After a few minutes, transition to slide 14 and have students graph the two functions in their graphing calculator and compare their results with their predictions. Ask for volunteers to share their thinking to share how they were able to accurately predict how the graphs would differ.


40 Minute(s)

Have students get into groups of 3-4 or assign groups then display slide 15. Assign each group one type of transformation: f(x) + c, f(x + c), f(c·x), and c·f(x). Have each group create an Anchor Chart with everything they know about their assigned transformation.

If you have more than four groups, consider either giving groups the same transformations (i.e. two groups might have f(x) + c) or giving some groups the challenge of multiple transformations (i.e. groups might have a·f(x + c) or f(b·x) + d). If you have fewer than four groups, consider making one of the Anchor Charts yourself. Use the hidden slide 16 for sample student responses. Give students approximately 15 minutes to create their poster.

Show slide 17 and introduce students to the Gallery Walk strategy. Give each student two different colored sticky notes. Indicate to students which color indicates “This transformation makes the most sense,” and which color indicates “This transformation makes the least sense.” Emphasize to students that they are not evaluating the quality of the Anchor Chart but are expressing their level of understanding.

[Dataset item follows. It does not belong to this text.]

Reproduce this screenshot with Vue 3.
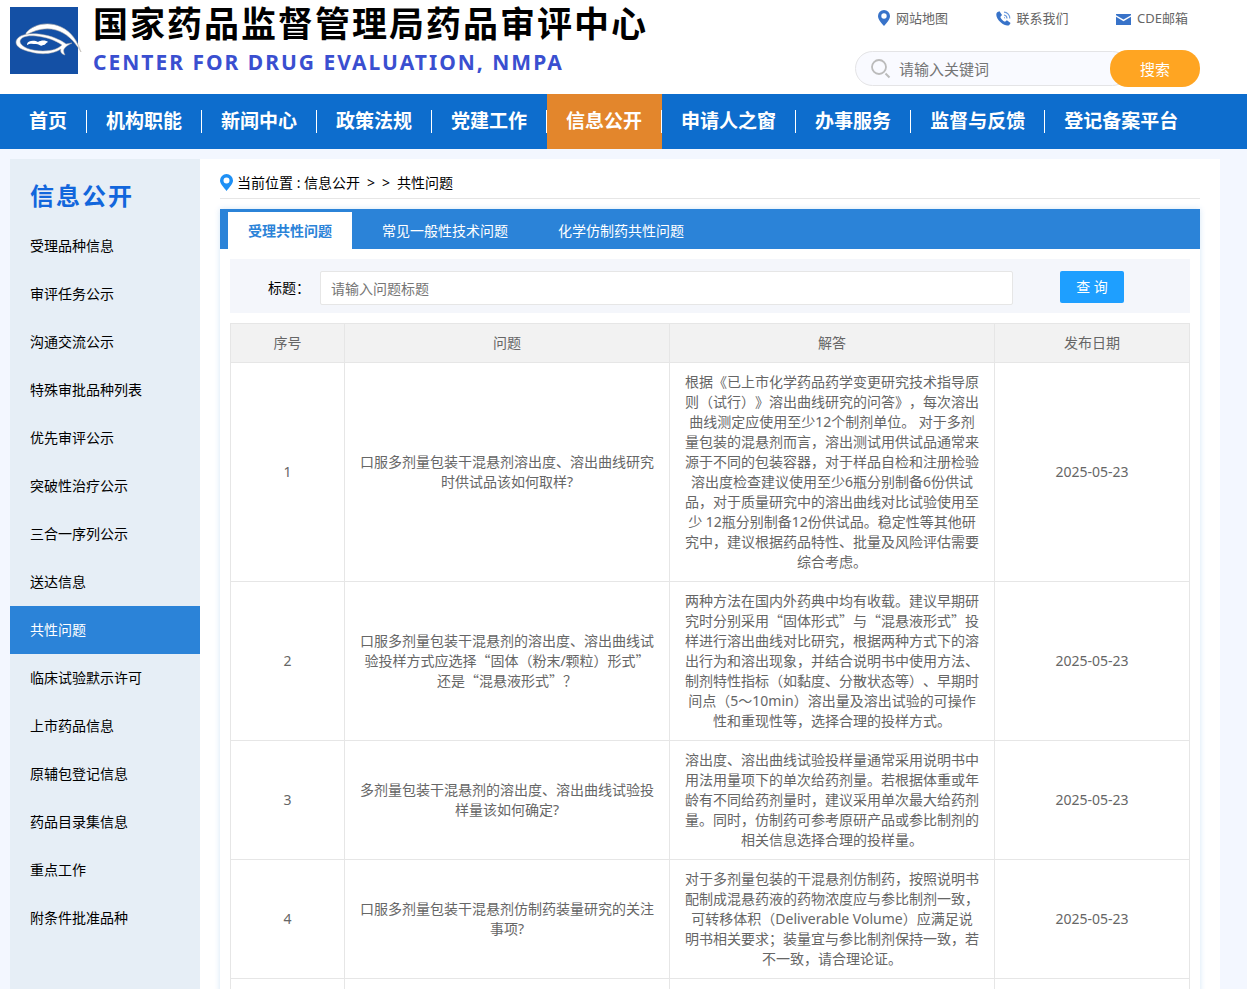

Explain to students that they are to read each poster then put their sticky notes on the corresponding posters.


5 Minute(s)

Use the Exit Ticket strategy to individually assess what students have learned from the lesson. Display slide 18 and provide the prompt on the slide asking students to explain how a, b, c, and d in the equation y = a·f(b·x + c) + d affect the parent graph. Allow students a couple of minutes to respond using an index card, sticky note, piece of paper, etc. Use these responses as a formative assessment to see students’ understanding of this concept.